> MATERIAL SUPPLIED:
--- begin ---
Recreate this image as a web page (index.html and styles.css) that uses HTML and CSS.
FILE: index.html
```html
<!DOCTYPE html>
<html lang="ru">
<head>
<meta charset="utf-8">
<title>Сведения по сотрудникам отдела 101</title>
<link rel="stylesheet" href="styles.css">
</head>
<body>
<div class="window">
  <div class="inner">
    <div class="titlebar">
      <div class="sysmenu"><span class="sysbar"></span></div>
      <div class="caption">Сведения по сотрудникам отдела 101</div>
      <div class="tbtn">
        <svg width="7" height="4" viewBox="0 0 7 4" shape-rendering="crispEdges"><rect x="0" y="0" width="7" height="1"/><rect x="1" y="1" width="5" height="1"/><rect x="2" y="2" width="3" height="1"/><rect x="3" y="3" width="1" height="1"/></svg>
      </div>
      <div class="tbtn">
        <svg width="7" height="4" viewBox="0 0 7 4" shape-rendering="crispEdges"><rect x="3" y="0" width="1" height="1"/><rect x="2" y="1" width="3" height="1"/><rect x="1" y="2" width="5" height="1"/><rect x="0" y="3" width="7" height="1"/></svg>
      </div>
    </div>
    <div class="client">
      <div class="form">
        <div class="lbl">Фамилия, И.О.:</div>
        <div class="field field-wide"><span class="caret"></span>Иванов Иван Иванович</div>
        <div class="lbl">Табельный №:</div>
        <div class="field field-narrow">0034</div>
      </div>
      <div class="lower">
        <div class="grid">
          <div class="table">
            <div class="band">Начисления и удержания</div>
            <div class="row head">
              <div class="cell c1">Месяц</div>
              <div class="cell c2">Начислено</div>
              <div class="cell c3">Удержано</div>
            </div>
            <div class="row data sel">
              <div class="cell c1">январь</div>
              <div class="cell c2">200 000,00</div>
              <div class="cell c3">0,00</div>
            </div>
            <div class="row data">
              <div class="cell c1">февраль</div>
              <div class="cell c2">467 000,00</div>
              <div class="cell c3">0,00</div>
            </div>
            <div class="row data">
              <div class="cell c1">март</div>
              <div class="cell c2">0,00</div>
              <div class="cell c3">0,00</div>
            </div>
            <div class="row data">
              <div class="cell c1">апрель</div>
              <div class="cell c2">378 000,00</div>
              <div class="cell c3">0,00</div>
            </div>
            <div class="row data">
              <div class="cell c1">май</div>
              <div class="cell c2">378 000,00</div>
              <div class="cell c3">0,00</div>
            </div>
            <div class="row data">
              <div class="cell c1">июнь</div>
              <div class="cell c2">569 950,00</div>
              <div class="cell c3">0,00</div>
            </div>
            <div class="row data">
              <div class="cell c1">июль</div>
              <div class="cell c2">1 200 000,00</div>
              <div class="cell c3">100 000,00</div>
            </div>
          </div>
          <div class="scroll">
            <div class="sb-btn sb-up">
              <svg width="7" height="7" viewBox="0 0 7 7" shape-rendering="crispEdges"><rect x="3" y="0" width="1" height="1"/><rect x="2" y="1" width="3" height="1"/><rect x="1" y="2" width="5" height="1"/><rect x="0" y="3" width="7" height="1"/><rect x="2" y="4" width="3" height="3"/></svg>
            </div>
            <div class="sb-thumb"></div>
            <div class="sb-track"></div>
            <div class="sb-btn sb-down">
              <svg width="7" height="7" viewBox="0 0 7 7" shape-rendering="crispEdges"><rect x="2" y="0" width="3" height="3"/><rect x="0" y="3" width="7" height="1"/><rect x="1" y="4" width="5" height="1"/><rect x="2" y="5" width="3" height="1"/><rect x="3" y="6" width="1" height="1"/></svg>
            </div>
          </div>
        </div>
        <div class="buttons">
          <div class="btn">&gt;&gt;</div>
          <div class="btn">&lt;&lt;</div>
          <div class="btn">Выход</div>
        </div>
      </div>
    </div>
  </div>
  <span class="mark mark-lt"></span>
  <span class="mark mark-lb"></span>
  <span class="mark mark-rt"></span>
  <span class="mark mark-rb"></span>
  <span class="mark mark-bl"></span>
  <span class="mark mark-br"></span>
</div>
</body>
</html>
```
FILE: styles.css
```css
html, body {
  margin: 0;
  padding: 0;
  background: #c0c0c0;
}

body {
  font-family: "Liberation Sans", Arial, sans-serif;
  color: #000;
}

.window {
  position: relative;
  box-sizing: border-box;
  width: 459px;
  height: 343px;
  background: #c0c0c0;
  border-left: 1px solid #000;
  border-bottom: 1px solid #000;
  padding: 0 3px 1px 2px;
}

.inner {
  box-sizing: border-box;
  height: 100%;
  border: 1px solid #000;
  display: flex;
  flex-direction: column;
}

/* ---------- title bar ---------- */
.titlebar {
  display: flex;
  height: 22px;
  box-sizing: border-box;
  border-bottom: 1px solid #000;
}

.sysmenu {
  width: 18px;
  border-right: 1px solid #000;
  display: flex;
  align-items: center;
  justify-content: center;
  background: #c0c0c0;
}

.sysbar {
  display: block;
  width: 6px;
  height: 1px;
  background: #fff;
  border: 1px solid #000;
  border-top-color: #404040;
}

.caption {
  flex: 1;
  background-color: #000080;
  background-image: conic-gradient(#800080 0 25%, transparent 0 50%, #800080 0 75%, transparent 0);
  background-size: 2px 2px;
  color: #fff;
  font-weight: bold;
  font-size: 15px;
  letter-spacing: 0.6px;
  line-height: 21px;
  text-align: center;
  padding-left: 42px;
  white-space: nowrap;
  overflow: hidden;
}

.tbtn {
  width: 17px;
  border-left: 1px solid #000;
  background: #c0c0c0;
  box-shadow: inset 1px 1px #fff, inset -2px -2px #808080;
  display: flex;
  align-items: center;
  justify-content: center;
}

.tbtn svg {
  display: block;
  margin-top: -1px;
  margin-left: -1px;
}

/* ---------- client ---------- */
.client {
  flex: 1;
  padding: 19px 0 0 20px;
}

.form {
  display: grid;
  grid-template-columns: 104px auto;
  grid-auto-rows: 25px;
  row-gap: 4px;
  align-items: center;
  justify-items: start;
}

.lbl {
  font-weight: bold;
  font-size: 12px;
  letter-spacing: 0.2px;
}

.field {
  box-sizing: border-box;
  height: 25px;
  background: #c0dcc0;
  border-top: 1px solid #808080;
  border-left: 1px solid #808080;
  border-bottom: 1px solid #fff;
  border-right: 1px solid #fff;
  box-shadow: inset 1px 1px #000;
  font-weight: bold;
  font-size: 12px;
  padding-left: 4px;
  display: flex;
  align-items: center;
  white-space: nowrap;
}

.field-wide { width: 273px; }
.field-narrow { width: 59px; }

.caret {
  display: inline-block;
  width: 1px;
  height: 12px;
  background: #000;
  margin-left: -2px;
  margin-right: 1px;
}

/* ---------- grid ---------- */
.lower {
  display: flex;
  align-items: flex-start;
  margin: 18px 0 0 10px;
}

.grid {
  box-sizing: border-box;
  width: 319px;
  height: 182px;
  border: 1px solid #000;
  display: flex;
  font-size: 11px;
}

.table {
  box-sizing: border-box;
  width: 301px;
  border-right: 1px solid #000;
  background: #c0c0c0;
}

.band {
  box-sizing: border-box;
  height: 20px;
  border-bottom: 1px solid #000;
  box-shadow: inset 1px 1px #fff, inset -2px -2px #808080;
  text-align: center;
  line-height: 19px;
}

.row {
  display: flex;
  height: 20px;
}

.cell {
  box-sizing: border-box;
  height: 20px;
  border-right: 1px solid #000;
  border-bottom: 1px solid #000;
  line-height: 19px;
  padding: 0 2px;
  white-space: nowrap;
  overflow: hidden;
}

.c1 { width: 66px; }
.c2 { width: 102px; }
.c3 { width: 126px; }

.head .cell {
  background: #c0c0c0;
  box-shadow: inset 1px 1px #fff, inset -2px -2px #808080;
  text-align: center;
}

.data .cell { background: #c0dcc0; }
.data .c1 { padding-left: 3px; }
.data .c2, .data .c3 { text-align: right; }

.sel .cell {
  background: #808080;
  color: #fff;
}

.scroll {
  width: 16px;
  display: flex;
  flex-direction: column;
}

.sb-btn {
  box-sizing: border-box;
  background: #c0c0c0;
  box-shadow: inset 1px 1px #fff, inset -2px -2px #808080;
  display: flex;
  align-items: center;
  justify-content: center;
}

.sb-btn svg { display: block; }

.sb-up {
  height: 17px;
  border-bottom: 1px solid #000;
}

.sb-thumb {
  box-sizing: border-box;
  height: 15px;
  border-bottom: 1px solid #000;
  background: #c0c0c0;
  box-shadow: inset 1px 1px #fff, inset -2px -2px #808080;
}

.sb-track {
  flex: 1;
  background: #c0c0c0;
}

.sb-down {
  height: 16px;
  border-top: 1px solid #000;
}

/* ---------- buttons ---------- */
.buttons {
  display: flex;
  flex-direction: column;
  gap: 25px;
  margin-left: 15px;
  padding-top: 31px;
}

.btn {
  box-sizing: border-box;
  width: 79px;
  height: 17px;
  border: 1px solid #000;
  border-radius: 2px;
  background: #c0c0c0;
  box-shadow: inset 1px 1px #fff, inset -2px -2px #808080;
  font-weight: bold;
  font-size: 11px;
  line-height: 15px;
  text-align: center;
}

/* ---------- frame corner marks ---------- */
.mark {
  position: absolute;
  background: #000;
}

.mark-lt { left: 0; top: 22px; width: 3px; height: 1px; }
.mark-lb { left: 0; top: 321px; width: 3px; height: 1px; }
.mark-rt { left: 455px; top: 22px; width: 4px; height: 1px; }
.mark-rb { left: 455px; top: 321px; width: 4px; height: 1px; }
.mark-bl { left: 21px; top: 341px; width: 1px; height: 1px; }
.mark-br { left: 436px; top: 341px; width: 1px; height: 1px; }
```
--- end ---
--- begin ---
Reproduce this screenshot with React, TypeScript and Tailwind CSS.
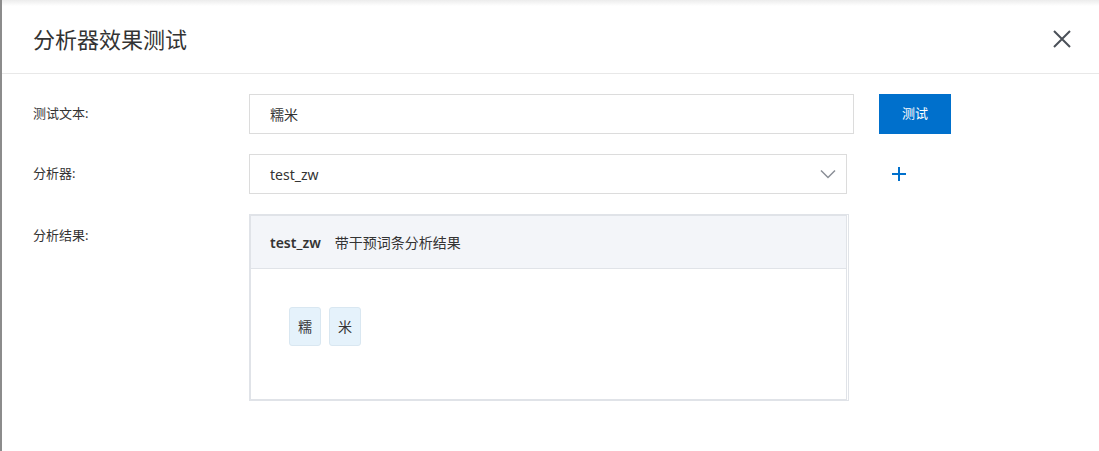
--- end ---
> WORK TO BE COMPLETED: From the entries above, list each line with "styles" in it.

> FINAL RESULT:
Recreate this image as a web page (index.html and styles.css) that uses HTML and CSS.
<link rel="stylesheet" href="styles.css">
FILE: styles.css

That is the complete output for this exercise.